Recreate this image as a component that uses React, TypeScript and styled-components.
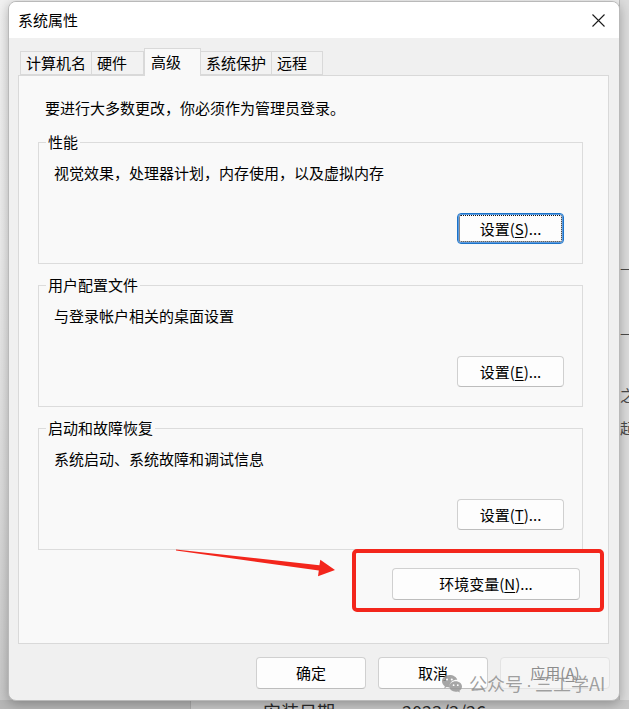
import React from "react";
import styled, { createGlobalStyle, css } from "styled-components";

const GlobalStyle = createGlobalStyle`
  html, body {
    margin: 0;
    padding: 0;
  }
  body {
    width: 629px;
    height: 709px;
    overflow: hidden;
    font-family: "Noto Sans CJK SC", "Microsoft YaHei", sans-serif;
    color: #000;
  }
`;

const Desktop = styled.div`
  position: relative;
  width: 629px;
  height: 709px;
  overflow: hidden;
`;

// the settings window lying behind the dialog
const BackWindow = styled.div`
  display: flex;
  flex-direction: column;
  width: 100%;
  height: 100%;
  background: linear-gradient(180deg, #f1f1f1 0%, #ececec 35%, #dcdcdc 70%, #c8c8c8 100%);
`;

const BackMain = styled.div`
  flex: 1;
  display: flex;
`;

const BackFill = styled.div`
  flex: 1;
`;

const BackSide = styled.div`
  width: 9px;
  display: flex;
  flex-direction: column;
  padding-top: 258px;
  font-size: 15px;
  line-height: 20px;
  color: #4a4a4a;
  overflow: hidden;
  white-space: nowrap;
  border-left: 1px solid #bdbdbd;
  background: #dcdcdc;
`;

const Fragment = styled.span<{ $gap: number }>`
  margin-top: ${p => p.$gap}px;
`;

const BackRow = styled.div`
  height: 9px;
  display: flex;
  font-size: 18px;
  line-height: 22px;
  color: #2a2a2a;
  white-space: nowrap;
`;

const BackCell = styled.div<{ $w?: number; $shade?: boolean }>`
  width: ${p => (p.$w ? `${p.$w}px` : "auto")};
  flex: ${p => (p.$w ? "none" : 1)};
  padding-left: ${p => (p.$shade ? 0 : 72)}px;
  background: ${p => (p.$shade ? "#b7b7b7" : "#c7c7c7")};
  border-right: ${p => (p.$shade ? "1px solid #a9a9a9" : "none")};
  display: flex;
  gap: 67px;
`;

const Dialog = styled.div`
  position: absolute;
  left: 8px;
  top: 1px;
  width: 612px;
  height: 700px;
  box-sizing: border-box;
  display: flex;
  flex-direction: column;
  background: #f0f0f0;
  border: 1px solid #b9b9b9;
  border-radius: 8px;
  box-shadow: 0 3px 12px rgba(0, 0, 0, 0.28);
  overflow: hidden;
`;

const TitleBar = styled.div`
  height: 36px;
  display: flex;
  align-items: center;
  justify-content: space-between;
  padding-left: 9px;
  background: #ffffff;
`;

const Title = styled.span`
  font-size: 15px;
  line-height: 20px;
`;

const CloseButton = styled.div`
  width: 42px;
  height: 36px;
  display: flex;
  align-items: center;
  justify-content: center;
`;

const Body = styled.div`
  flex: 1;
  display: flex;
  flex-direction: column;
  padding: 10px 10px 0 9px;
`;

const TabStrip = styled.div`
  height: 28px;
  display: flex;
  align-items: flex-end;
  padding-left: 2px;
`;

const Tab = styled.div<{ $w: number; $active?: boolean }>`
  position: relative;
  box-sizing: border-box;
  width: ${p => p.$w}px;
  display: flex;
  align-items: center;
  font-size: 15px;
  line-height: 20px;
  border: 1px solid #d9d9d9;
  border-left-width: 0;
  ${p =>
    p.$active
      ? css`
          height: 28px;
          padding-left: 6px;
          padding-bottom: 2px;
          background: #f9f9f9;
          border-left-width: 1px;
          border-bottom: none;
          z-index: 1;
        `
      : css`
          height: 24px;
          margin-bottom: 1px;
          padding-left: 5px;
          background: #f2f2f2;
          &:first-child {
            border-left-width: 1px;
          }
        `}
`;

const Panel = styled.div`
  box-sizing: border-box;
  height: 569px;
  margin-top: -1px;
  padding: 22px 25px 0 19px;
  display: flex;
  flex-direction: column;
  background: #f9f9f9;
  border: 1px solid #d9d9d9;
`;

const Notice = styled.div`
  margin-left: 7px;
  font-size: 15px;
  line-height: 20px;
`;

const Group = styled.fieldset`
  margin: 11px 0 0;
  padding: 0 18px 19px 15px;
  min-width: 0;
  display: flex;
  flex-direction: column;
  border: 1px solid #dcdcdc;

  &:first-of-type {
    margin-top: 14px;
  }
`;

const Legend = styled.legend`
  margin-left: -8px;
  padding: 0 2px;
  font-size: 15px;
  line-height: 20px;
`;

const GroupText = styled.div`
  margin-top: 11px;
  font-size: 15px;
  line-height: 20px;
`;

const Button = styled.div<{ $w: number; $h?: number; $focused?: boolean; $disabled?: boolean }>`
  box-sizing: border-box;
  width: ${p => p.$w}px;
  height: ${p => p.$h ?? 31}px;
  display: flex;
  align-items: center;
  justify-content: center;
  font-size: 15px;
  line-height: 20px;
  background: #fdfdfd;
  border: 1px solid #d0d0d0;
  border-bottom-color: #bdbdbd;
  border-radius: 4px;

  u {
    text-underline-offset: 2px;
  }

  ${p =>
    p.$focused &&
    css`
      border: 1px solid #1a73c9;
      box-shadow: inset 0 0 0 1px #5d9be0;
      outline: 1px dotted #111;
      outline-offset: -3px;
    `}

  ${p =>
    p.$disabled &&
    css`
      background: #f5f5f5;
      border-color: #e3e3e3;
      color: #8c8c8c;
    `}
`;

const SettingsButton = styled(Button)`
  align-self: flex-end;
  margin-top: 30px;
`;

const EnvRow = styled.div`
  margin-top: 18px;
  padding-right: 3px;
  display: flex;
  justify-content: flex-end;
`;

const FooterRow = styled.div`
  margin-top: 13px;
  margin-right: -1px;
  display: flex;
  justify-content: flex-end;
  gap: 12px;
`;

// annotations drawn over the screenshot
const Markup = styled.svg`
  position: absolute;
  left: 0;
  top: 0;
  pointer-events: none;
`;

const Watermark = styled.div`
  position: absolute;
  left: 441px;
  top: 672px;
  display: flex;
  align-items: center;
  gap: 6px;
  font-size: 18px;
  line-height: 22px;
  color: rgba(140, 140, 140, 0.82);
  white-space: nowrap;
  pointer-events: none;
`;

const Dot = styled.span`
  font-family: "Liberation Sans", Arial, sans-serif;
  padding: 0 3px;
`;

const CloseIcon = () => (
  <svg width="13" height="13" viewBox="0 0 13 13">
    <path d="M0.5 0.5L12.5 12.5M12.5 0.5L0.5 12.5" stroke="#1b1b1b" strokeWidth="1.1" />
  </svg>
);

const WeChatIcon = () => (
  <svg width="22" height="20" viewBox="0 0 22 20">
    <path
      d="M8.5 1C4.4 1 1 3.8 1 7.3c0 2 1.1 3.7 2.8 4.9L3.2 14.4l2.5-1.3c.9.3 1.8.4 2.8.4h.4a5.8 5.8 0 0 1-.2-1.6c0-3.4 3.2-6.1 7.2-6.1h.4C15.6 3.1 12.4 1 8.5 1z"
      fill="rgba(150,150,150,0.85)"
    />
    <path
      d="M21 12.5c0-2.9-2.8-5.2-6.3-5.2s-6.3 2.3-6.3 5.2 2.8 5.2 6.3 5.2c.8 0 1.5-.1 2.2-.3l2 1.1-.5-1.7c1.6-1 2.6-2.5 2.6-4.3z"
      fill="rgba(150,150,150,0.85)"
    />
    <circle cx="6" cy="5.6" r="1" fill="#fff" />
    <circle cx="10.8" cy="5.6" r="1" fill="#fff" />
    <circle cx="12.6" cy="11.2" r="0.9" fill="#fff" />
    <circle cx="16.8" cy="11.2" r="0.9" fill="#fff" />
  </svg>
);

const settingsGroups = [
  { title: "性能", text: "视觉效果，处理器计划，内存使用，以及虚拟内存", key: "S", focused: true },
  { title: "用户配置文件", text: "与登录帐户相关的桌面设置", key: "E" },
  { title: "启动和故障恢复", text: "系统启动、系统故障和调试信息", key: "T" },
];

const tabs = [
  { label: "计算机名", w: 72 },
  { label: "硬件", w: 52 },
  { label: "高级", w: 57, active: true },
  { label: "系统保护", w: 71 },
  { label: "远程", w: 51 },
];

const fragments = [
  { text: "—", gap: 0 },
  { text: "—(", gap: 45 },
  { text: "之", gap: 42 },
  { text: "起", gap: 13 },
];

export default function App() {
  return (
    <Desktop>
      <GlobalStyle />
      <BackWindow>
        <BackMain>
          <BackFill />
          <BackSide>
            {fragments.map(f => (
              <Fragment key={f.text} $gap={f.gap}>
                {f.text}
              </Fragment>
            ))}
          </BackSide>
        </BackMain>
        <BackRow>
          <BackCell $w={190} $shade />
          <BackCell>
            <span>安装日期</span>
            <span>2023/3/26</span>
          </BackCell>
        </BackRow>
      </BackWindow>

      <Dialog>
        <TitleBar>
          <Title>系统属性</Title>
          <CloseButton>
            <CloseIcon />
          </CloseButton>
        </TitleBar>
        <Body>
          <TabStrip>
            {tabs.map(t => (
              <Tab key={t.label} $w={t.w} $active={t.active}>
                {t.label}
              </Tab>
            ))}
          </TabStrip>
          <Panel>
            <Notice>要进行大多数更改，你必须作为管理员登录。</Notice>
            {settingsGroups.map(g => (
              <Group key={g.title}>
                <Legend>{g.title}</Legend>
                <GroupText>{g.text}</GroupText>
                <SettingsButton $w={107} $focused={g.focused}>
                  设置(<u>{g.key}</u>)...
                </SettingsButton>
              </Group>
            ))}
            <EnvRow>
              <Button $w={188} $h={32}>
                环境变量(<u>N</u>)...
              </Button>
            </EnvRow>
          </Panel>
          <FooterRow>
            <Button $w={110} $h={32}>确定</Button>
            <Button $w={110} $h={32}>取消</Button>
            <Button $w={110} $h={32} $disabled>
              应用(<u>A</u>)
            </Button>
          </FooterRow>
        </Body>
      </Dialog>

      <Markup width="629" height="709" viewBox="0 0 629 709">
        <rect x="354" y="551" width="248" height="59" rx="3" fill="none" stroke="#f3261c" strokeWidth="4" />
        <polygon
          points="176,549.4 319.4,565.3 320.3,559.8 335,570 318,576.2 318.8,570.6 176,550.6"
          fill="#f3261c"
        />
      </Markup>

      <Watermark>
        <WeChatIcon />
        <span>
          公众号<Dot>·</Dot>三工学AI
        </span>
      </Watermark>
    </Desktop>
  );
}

---

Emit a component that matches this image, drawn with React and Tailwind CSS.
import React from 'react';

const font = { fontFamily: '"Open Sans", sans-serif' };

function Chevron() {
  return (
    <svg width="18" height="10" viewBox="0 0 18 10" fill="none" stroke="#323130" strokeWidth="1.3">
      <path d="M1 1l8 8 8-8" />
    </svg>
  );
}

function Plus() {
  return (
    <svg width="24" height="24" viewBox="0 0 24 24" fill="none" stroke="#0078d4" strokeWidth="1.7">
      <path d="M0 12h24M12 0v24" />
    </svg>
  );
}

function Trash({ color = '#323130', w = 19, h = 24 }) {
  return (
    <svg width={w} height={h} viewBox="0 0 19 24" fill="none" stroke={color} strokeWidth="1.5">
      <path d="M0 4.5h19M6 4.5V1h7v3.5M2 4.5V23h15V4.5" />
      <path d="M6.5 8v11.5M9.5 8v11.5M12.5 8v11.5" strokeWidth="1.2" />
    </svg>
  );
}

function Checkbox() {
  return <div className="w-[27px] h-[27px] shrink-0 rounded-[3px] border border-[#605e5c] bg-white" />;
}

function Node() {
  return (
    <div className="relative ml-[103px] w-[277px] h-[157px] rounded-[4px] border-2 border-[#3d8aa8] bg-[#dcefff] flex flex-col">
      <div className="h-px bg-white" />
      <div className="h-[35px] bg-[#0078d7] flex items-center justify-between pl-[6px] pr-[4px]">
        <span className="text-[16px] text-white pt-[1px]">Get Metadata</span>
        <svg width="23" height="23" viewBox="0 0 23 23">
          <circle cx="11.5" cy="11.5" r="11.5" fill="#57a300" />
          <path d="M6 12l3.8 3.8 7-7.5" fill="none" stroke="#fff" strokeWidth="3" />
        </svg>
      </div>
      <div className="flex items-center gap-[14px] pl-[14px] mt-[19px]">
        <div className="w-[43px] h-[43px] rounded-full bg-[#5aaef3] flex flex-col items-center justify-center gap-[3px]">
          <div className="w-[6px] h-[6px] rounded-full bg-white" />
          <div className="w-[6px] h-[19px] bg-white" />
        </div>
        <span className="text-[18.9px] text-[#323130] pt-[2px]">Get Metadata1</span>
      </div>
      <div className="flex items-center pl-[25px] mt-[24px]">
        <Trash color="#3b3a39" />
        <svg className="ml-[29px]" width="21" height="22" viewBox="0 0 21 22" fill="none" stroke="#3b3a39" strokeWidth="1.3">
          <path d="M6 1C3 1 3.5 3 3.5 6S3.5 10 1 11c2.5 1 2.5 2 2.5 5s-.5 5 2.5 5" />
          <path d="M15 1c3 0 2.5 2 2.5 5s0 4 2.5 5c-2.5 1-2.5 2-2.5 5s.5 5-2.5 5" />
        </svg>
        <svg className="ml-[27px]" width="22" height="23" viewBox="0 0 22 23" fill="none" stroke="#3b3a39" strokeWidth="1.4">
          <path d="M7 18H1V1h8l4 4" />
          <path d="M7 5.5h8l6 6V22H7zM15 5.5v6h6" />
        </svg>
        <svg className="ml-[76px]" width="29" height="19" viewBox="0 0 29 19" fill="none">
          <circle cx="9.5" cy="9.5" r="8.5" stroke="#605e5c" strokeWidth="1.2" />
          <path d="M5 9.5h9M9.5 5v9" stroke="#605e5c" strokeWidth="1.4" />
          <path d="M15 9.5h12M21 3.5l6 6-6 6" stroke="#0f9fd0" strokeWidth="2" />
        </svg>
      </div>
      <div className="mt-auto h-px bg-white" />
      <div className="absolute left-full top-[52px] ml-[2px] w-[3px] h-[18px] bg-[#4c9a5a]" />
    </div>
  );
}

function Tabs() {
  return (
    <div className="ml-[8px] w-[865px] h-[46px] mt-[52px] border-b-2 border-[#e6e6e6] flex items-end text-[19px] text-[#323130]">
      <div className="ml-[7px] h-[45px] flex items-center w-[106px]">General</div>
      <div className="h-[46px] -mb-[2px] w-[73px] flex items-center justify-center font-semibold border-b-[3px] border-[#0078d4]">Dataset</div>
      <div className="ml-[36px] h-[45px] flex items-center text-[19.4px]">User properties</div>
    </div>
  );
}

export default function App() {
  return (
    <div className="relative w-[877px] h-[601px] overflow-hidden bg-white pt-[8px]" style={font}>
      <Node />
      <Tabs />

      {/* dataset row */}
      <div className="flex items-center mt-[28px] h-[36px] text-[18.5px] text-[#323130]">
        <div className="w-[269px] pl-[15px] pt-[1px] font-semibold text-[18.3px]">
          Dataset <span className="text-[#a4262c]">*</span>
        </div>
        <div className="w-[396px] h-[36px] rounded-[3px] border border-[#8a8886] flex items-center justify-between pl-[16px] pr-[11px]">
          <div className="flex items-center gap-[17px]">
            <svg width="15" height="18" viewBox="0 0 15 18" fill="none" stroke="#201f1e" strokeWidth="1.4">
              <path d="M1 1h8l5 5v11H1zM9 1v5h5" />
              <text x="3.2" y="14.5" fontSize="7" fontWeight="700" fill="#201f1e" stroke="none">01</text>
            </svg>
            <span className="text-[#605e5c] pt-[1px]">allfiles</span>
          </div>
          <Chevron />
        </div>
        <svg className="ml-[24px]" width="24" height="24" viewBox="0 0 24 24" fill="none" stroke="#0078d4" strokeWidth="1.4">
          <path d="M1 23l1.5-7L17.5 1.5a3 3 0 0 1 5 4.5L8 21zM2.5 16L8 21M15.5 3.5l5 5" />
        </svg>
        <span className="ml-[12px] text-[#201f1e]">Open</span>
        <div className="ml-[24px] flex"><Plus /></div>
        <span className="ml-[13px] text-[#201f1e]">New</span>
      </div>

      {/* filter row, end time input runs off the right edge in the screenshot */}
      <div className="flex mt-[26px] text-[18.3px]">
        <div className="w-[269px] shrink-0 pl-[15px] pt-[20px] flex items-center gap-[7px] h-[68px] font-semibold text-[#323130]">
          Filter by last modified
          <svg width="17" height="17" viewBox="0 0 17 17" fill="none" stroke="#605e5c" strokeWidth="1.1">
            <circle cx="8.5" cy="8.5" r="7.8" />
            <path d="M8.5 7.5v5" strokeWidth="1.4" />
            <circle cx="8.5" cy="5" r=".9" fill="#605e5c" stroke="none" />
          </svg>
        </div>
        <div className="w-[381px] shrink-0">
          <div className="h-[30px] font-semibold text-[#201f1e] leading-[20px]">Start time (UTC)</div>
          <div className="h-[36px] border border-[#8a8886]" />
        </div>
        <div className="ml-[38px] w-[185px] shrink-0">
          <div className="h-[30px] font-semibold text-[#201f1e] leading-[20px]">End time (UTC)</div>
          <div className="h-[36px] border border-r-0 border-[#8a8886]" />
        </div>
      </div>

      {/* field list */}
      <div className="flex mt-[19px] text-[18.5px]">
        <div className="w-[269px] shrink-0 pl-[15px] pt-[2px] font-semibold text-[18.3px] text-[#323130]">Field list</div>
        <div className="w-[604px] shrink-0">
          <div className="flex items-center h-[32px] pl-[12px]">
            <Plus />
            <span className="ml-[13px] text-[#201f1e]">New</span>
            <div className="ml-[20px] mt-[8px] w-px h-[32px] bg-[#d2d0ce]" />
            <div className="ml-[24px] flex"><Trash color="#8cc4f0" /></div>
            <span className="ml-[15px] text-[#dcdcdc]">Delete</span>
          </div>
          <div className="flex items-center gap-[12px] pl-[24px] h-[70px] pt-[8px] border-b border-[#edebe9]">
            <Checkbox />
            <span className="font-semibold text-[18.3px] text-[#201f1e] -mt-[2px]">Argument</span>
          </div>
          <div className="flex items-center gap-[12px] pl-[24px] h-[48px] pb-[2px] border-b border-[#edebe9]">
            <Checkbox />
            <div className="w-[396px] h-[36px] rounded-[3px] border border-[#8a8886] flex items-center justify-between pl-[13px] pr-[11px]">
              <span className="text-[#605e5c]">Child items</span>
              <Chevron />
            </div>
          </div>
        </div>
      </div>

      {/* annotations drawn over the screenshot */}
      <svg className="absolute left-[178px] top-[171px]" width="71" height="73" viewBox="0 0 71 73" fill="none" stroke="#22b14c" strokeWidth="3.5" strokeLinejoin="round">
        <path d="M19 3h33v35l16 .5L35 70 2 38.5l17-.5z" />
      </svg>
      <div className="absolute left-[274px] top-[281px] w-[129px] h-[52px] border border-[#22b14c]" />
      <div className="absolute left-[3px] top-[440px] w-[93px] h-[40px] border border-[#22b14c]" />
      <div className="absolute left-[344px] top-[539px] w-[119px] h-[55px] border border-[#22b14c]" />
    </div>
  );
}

==

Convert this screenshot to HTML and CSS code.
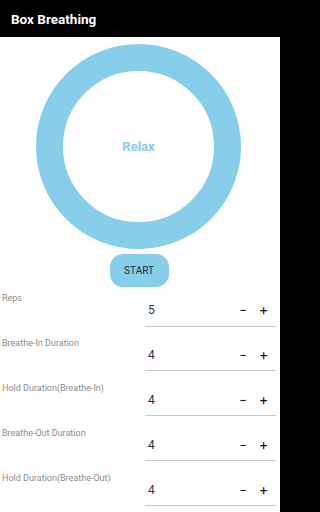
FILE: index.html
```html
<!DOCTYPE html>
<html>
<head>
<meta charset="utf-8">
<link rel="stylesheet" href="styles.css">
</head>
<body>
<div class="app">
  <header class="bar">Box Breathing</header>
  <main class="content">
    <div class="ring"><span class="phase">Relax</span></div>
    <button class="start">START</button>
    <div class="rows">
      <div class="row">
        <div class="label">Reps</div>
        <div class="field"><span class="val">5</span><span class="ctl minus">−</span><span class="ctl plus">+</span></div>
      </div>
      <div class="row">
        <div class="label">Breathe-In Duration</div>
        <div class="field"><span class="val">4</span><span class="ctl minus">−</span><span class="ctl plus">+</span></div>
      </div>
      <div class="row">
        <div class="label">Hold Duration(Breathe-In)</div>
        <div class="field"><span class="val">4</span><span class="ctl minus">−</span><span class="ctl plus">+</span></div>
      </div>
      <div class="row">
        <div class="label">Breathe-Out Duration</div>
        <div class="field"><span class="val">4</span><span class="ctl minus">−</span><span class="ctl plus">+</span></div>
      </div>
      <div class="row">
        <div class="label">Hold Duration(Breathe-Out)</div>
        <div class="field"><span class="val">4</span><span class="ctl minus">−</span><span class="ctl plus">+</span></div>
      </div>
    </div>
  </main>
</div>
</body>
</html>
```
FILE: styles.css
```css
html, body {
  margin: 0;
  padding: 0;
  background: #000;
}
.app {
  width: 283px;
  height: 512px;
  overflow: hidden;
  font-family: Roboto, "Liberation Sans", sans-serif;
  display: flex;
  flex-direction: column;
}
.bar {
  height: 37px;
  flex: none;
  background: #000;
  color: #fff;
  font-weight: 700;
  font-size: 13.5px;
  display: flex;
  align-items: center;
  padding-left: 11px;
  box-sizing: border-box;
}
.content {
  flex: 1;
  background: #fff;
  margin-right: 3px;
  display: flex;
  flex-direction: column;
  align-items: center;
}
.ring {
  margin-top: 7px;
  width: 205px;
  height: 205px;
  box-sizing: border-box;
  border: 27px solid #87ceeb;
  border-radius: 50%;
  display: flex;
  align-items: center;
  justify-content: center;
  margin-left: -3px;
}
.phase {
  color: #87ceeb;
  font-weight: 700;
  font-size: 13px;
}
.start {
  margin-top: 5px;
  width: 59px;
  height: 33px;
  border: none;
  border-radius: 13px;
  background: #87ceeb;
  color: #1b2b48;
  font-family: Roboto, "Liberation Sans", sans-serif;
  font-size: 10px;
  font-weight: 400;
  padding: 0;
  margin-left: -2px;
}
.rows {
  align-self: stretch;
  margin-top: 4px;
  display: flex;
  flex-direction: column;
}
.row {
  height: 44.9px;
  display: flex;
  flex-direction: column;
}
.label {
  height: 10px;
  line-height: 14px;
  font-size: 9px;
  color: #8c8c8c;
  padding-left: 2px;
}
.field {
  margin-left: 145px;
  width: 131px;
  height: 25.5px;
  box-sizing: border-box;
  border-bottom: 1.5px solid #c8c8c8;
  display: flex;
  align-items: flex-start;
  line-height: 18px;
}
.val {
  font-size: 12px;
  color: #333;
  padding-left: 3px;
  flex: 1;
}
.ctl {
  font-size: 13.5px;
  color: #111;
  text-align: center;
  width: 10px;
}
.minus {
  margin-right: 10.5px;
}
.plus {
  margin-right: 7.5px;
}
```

Goal:
Each line that holds the word "drawn" is to be copied.

The output:
// annotations drawn over the screenshot
Emit a component that matches this image, drawn with React and Tailwind CSS.
      {/* annotations drawn over the screenshot */}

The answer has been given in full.